Role of Content Moderation in the Metaverse
In order to create and sustain a thriving virtual community, content moderation has to improve the trust and safety of Metaverse users. The importance of moderation is magnified in the Metaverse due to the fact that its immersive experiences may impact consumers more profoundly than conventional media. Here’s how content moderation supports these pillars:
Users need to feel confident that they can engage in virtual spaces without encountering harmful or traumatic content. Effective moderation reassures users that the platform is monitored and that there are mechanisms in place to protect them. This trust is fundamental for users to invest time, money, and emotional energy into the Metaverse.
The immersive nature of VR can make negative experiences more intense and psychologically impactful. Content moderation works as a shield for users by preventing and addressing bullying, harassment, and other forms of abuse. It also includes protecting users from exposure to extreme or disturbing content that could have a lasting impact on their well-being.
The balance between user freedom and community guidelines is delicate and crucial for the health of any virtual community:
There is an infinite amount of room for original thought, self-expression, and discovery in the Metaverse. Users appreciate unrestricted exploration and interaction because it fosters creativity, community building, and an enhanced overall experience. Suppressing these activities through overly stringent regulation might lead to user frustration and reduce the platform’s appeal.

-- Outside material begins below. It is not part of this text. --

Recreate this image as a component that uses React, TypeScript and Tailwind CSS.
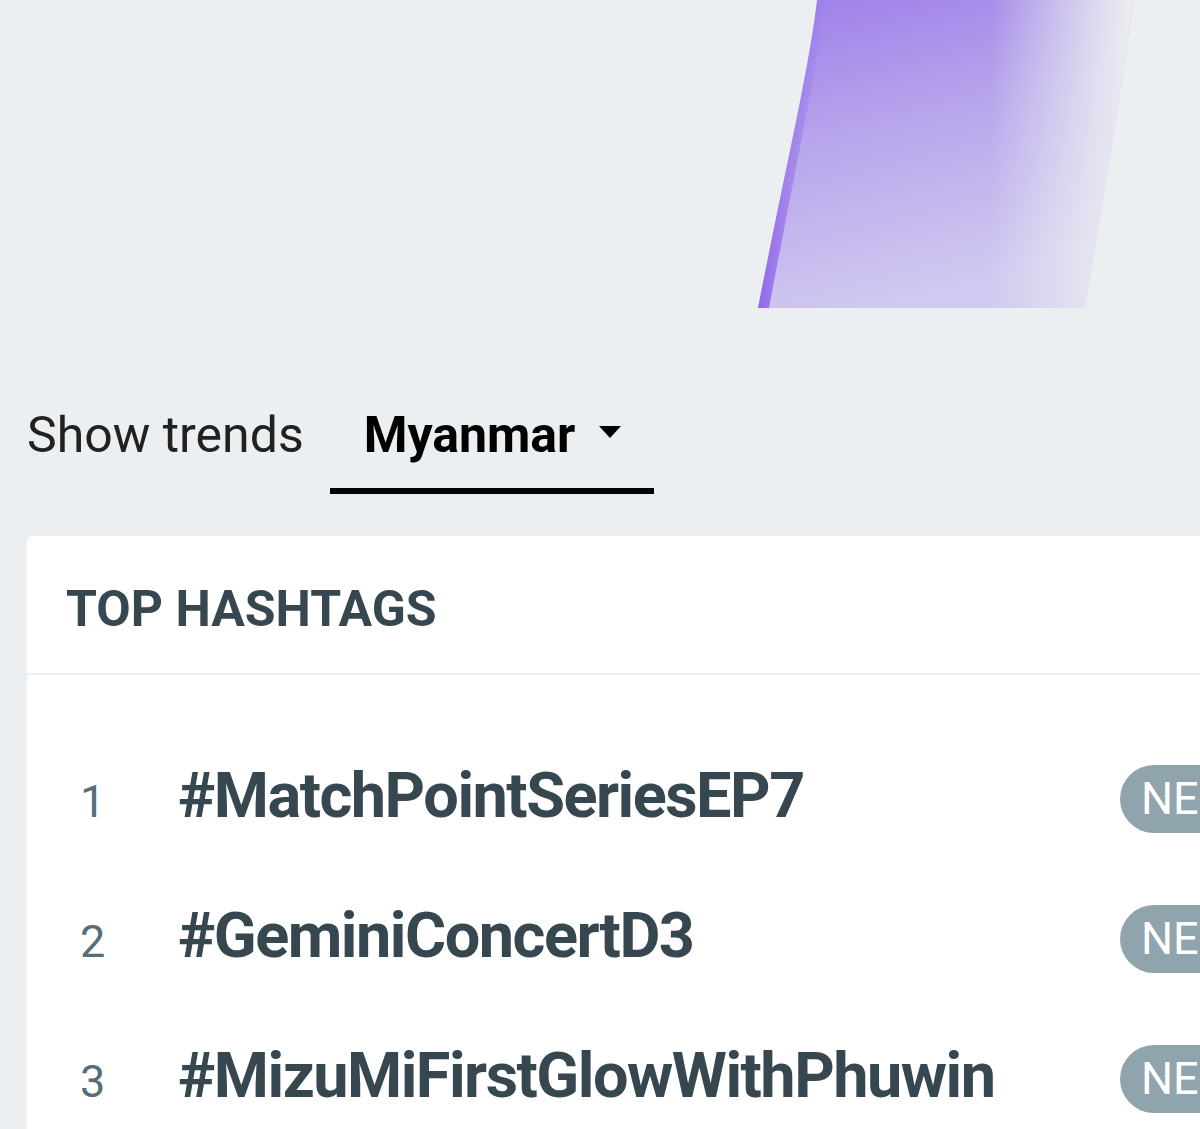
const TAGS = [
  { rank: 1, tag: '#MatchPointSeriesEP7' },
  { rank: 2, tag: '#GeminiConcertD3' },
  { rank: 3, tag: '#MizuMiFirstGlowWithPhuwin' },
];

function PurpleWave() {
  return (
    <svg width="400" height="308" viewBox="0 0 400 308">
      <defs>
        <linearGradient id="fill" x1="0" y1="0" x2="0.3" y2="1">
          <stop offset="0" stopColor="#9d7eea" />
          <stop offset="0.45" stopColor="#b7a4ec" />
          <stop offset="1" stopColor="#d1c9f0" />
        </linearGradient>
        <linearGradient id="fade" x1="0" y1="0" x2="1" y2="0">
          <stop offset="0.62" stopColor="#eceff1" stopOpacity="0" />
          <stop offset="0.9" stopColor="#eceff1" stopOpacity="0.75" />
          <stop offset="1" stopColor="#eceff1" stopOpacity="1" />
        </linearGradient>
        <linearGradient id="edge" x1="0" y1="0" x2="1" y2="0">
          <stop offset="0" stopColor="#8656ea" stopOpacity="0.85" />
          <stop offset="1" stopColor="#8656ea" stopOpacity="0" />
        </linearGradient>
      </defs>
      <path d="M62 0 C54 70 30 170 3 308 L330 308 C348 200 365 100 378 0 Z" fill="url(#fill)" />
      <path d="M62 0 C54 70 30 170 3 308 L330 308 C348 200 365 100 378 0 Z" fill="url(#fade)" />
      <path d="M62 0 C54 70 30 170 3 308 L14 308 C40 170 62 70 70 0 Z" fill="url(#edge)" />
    </svg>
  );
}

export default function App() {
  return (
    <div className="w-[1200px] h-[1129px] overflow-hidden bg-[#eceff1] font-['Roboto',sans-serif]">
      <div className="h-[308px] pl-[755px]">
        <PurpleWave />
      </div>

      <div className="mt-[97px] flex items-baseline pl-[27px]">
        <span className="text-[50px] leading-[60px] text-[#212121]">Show trends</span>
        <button className="ml-[26px] flex items-baseline border-b-[6px] border-black pl-[34px] pr-[33px] pb-[23px]">
          <span className="text-[50px] leading-[60px] font-bold text-black">Myanmar</span>
          <svg className="ml-[24px] -translate-y-[14px]" width="22" height="12" viewBox="0 0 22 12">
            <path d="M0 0 L22 0 L11 12 Z" fill="#000" />
          </svg>
        </button>
      </div>

      <div className="mt-[42px] ml-[27px] w-[1300px] rounded-tl-md bg-white">
        <div className="border-b-2 border-[#eceff1] pl-[39px] pt-[43px] pb-[34px]">
          <h2 className="text-[50px] leading-[60px] font-bold text-[#37474f]">TOP HASHTAGS</h2>
        </div>
        <div className="pt-[54px]">
          {TAGS.map((t) => (
            <div
              key={t.rank}
              className="grid h-[140px] grid-cols-[98px_942px_auto] items-baseline content-center pl-[53px]"
            >
              <span className="text-[45px] leading-[80px] text-[#546e7a]">{t.rank}</span>
              <span className="text-[63px] leading-[80px] font-bold tracking-[-1.5px] text-[#37474f] whitespace-nowrap">
                {t.tag}
              </span>
              <span className="self-center flex h-[68px] items-center rounded-full bg-[#90a4ae] pl-[21px] pr-[26px] text-[45px] text-white">
                NEW
              </span>
            </div>
          ))}
        </div>
      </div>
    </div>
  );
}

These are the rules that set the standard for acceptable behaviour and content within the Metaverse. They are necessary to ensure that the freedoms of one user do not impinge on the rights of others. Community guidelines help maintain a respectful and welcoming environment for all users, irrespective of their background or beliefs.
Balancing these two aspects involves:
It is important for platforms to make their guidelines clear to users so they know what to expect and what happens if they do not comply.
Transparency in Moderation
Users should know how and why moderation decisions are made. By being open and honest, users will have more faith in the platform’s ability to enforce rules fairly and consistently.
Providing users with tools to control their own experience, like blocking, muting, and reporting mechanisms, can help them manage their interactions and feel safer without the need for a third party lurking over their behaviour and interactions.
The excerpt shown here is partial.